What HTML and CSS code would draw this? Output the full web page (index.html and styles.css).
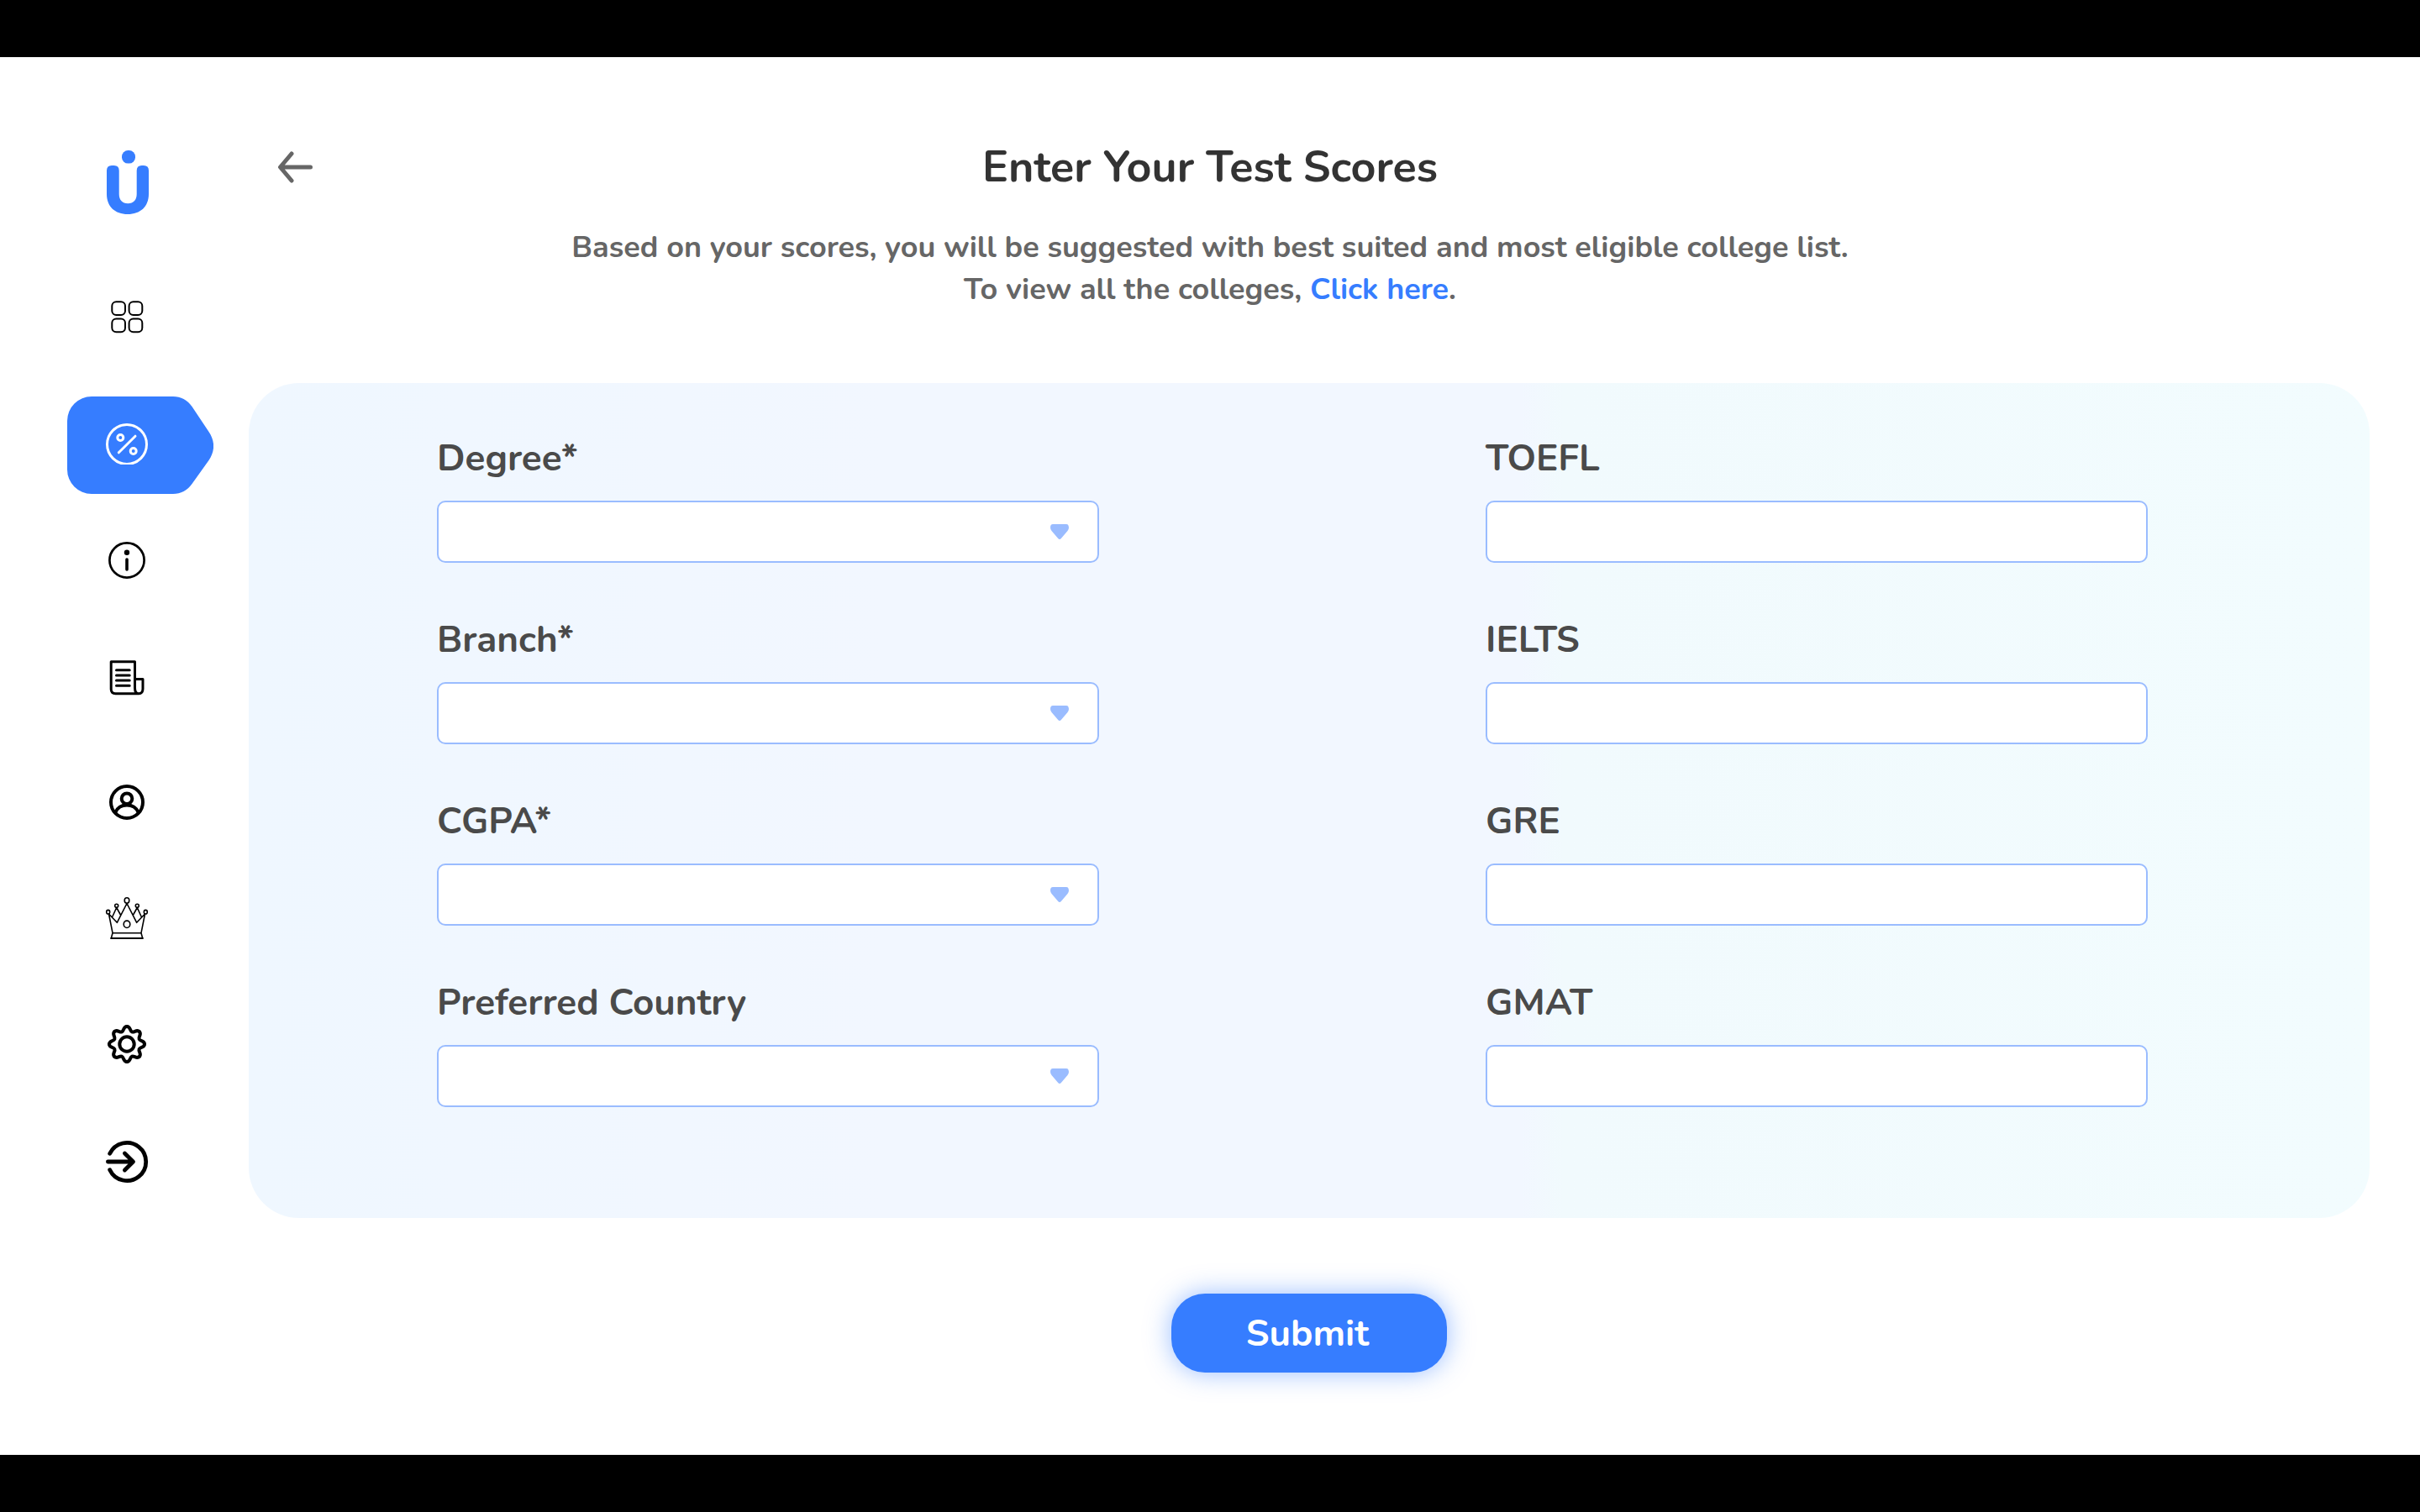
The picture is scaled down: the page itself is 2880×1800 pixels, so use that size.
FILE: index.html
```html
<!DOCTYPE html>
<html lang="en">
<head>
<meta charset="utf-8">
<meta name="viewport" content="width=device-width, initial-scale=1">
<title>Enter Your Test Scores</title>
<link rel="stylesheet" href="styles.css">
</head>
<body>
<div class="page">
  <aside class="sidebar">
    <a class="logo" href="#" aria-label="Home">
      <svg class="logo-mark" viewBox="0 0 64 80" aria-hidden="true"><rect x="26" y="2" width="16" height="15.6" rx="7.4"/><path d="M8 26q0-6 6-6h2.7q6 0 6 6V54c0 7 4 11.3 10.5 11.3S43.7 61 43.7 54V26q0-6 6-6H52q6 0 6 6V54c0 15-10 24-25 24S8 69 8 54z"/></svg>
    </a>
    <nav class="nav" aria-label="Main">
      <a class="nav-item" href="#" aria-label="Dashboard"><svg class="icon" viewBox="0 0 64 64" stroke-width="2"><rect x="14.3" y="14.3" width="15.7" height="15.7" rx="5"/><rect x="34.6" y="14.3" width="15.7" height="15.7" rx="5"/><rect x="14.3" y="34.6" width="15.7" height="15.7" rx="5"/><rect x="34.6" y="34.6" width="15.7" height="15.7" rx="5"/></svg></a>
      <a class="nav-item active" href="#" aria-label="Test scores" aria-current="page">
        <svg class="marker" viewBox="0 0 174 116" aria-hidden="true"><path d="M29 0H126C135 0 143 4 148.500 12L168.500 42C176 53 176 65 168.500 76L148.500 104C143 112 135 116 126 116H29A29 29 0 0 1 0 87V29A29 29 0 0 1 29 0Z"/></svg>
        <svg class="icon" viewBox="0 0 64 64" stroke-width="3"><circle cx="32" cy="40" r="23.500"/><path d="M22.300 49.800L42 30.200"/><circle cx="24.300" cy="32" r="3.500"/><circle cx="39.700" cy="48" r="3.500"/></svg>
      </a>
      <a class="nav-item" href="#" aria-label="Information"><svg class="icon" viewBox="0 0 64 64" stroke-width="2.700"><circle cx="32" cy="34" r="20.600"/><circle cx="32" cy="24.700" r="3.200" fill="currentColor" stroke="none"/><path d="M32 33V45" stroke-width="3.600"/></svg></a>
      <a class="nav-item" href="#" aria-label="News"><svg class="icon" viewBox="0 0 64 64" stroke-width="3"><path d="M46 48.800H18.500Q13.200 48.800 13.200 43.500V10.800H41.500V42Q41.500 48.800 46.200 48.800T51 43V31.500H41.500M19.500 20.700H35.200M19.500 26.900H35.200M19.500 33.100H35.200M19.500 39.300H35.200"/></svg></a>
      <a class="nav-item" href="#" aria-label="Profile"><svg class="icon" viewBox="0 0 64 64" stroke-width="4"><circle cx="32" cy="34" r="19"/><circle cx="32" cy="29.700" r="6.300"/><path d="M18.500 46C21 40 26 37.500 32 37.500S43 40 45.500 46"/></svg></a>
      <a class="nav-item" href="#" aria-label="Premium"><svg class="icon" viewBox="0 0 64 64" stroke-width="1.600"><ellipse cx="32" cy="7" rx="2.800" ry="3.200"/><circle cx="19.700" cy="13.300" r="2"/><circle cx="44.300" cy="13.300" r="2"/><ellipse cx="9.700" cy="20.700" rx="2" ry="2.300"/><ellipse cx="54.300" cy="20.700" rx="2" ry="2.300"/><ellipse cx="32" cy="35.300" rx="3.800" ry="4.200"/><path d="M10.500 23L15 45.700H49L53.500 23L43.700 33.300L32 10.500L20.300 33.300L10.500 23M14.700 26.500L19.700 15.500L24.700 24.500M49.300 26.500L44.300 15.500L39.300 24.500M15 45.700L13.300 52M49 45.700L50.700 52"/><path d="M13.300 52H50.700" stroke-width="2.200"/></svg></a>
      <a class="nav-item" href="#" aria-label="Settings"><svg class="icon" viewBox="0 0 64 64" stroke-width="4"><circle cx="32" cy="34" r="8.700"/><path id="tooth" d="M32 13C36.500 13 35.300 18.300 38.050 19.400C40.850 20.550 43.670 15.970 46.850 19.150"/><use href="#tooth" transform="rotate(45 32 34)"/><use href="#tooth" transform="rotate(90 32 34)"/><use href="#tooth" transform="rotate(135 32 34)"/><use href="#tooth" transform="rotate(180 32 34)"/><use href="#tooth" transform="rotate(225 32 34)"/><use href="#tooth" transform="rotate(270 32 34)"/><use href="#tooth" transform="rotate(315 32 34)"/></svg></a>
      <a class="nav-item" href="#" aria-label="Log out"><svg class="icon" viewBox="0 0 64 64" stroke-width="4.800"><path d="M11.700 20.300A22.600 22.600 0 1 1 11.700 39.700M9.400 30H39M29.400 20L39.500 30L29.400 40"/></svg></a>
    </nav>
  </aside>

  <main class="main">
    <header class="header">
      <button class="back" type="button" aria-label="Back"><svg class="back-icon" viewBox="0 0 44 38" aria-hidden="true"><path d="M17 3L3.500 19L17 35M4 19H39.500"/></svg></button>
      <div class="heading">
        <h1 class="title">Enter Your Test Scores</h1>
        <p class="subtitle">Based on your scores, you will be suggested with best suited and most eligible college list.<br>To view all the colleges, <a class="link" href="#">Click here</a>.</p>
      </div>
    </header>

    <form class="form">
      <div class="panel">
        <div class="column">
          <div class="field">
            <label class="label" for="degree">Degree*</label>
            <div class="select-wrap"><select class="control" id="degree"><option value=""></option></select><svg class="caret" viewBox="0 0 22 18" aria-hidden="true"><path d="M3 0H19Q22 0 22 4Q22 6 20.500 8L13 16.800Q11 19.200 9 16.800L1.500 8Q0 6 0 4Q0 0 3 0Z"/></svg></div>
          </div>
          <div class="field">
            <label class="label" for="branch">Branch*</label>
            <div class="select-wrap"><select class="control" id="branch"><option value=""></option></select><svg class="caret" viewBox="0 0 22 18" aria-hidden="true"><path d="M3 0H19Q22 0 22 4Q22 6 20.500 8L13 16.800Q11 19.200 9 16.800L1.500 8Q0 6 0 4Q0 0 3 0Z"/></svg></div>
          </div>
          <div class="field">
            <label class="label" for="cgpa">CGPA*</label>
            <div class="select-wrap"><select class="control" id="cgpa"><option value=""></option></select><svg class="caret" viewBox="0 0 22 18" aria-hidden="true"><path d="M3 0H19Q22 0 22 4Q22 6 20.500 8L13 16.800Q11 19.200 9 16.800L1.500 8Q0 6 0 4Q0 0 3 0Z"/></svg></div>
          </div>
          <div class="field">
            <label class="label" for="country">Preferred Country</label>
            <div class="select-wrap"><select class="control" id="country"><option value=""></option></select><svg class="caret" viewBox="0 0 22 18" aria-hidden="true"><path d="M3 0H19Q22 0 22 4Q22 6 20.500 8L13 16.800Q11 19.200 9 16.800L1.500 8Q0 6 0 4Q0 0 3 0Z"/></svg></div>
          </div>
        </div>
        <div class="column">
          <div class="field"><label class="label" for="toefl">TOEFL</label><input class="control" id="toefl" type="text"></div>
          <div class="field"><label class="label" for="ielts">IELTS</label><input class="control" id="ielts" type="text"></div>
          <div class="field"><label class="label" for="gre">GRE</label><input class="control" id="gre" type="text"></div>
          <div class="field"><label class="label" for="gmat">GMAT</label><input class="control" id="gmat" type="text"></div>
        </div>
      </div>
      <button class="submit" type="submit">Submit</button>
    </form>
  </main>
</div>
</body>
</html>
```
FILE: styles.css
```css
* {
  box-sizing: border-box;
}

body {
  margin: 0;
  padding: 68px 0;
  background: #000;
  font-family: Nunito, "Open Sans", "Noto Sans", sans-serif;
  font-weight: 700;
}

.page {
  display: flex;
  min-height: calc(100vh - 136px);
  background: #fff;
}

.sidebar {
  display: flex;
  flex: none;
  flex-direction: column;
  gap: 88px;
  width: 296px;
  padding: 109px 0 0 119px;
}

.logo {
  width: 64px;
  height: 80px;
}

.logo-mark {
  display: block;
  width: 64px;
  height: 80px;
  fill: #367dff;
}

.nav {
  display: flex;
  flex-direction: column;
  gap: 80px;
}

.nav-item {
  position: relative;
  width: 64px;
  height: 64px;
  color: #000;
}

.active {
  color: #fff;
}

.icon {
  position: relative;
  display: block;
  width: 64px;
  height: 64px;
  fill: none;
  stroke: currentColor;
  stroke-linecap: round;
  stroke-linejoin: round;
}

/* Arrow-shaped plate behind the current nav item */
.marker {
  position: absolute;
  top: -17px;
  left: -39px;
  width: 174px;
  height: 116px;
  fill: #367dff;
}

.main {
  flex: 1;
  min-width: 0;
  padding: 96px 60px 98px 0;
}

.header {
  display: grid;
  grid-template-columns: 120px 1fr 120px;
  align-items: start;
  padding-right: 236px;
}

.back {
  display: flex;
  align-items: center;
  height: 70px;
  padding: 0 0 0 34px;
  border: 0;
  background: none;
  cursor: pointer;
}

.back-icon {
  width: 44px;
  height: 38px;
  fill: none;
  stroke: #666;
  stroke-width: 5;
  stroke-linecap: round;
  stroke-linejoin: round;
}

.heading {
  text-align: center;
}

.title {
  margin: 0;
  color: #333;
  font-size: 52px;
  font-weight: 700;
  line-height: 70px;
}

.subtitle {
  margin: 36px 0 0;
  color: #666;
  font-size: 36px;
  line-height: 50px;
}

.link {
  color: #367dff;
  text-decoration: none;
}

.form {
  display: flex;
  flex-direction: column;
  align-items: center;
  gap: 90px;
  margin-top: 86px;
}

.panel {
  display: grid;
  grid-template-columns: 1fr 1fr;
  gap: 460px;
  width: 100%;
  padding: 60px 264px 132px 224px;
  border-radius: 60px;
  background: linear-gradient(90deg, #eff7ff, #f2f7ff 30%, #f2f7ff 60%, #f1fafd 62%, #f2fcfe);
}

.column {
  display: flex;
  flex-direction: column;
  gap: 62px;
}

.field {
  display: flex;
  flex-direction: column;
  gap: 20px;
}

.label {
  color: #4a4a4a;
  font-size: 44px;
  line-height: 60px;
}

.select-wrap {
  position: relative;
}

.control {
  display: block;
  width: 100%;
  height: 74px;
  padding: 0 24px;
  border: 2px solid #9abcff;
  border-radius: 10px;
  background: #fff;
  color: #333;
  font: inherit;
  font-size: 36px;
  appearance: none;
}

.caret {
  position: absolute;
  top: 28px;
  right: 36px;
  width: 22px;
  height: 18px;
  fill: #9abcff;
  pointer-events: none;
}

.submit {
  width: 328px;
  height: 94px;
  padding: 2px 4px 0 0;
  border: 0;
  border-radius: 40px;
  background: #367dff;
  box-shadow: 0 0 30px rgba(54, 125, 255, 0.5);
  color: #fff;
  font: inherit;
  font-size: 44px;
  cursor: pointer;
}
```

--

[What needs to be done]
Gather from the data above every line with the string "page".

[Answer below]
What HTML and CSS code would draw this? Output the full web page (index.html and styles.css).
The picture is scaled down: the page itself is 2880×1800 pixels, so use that size.
<div class="page">
      <a class="nav-item active" href="#" aria-label="Test scores" aria-current="page">
.page {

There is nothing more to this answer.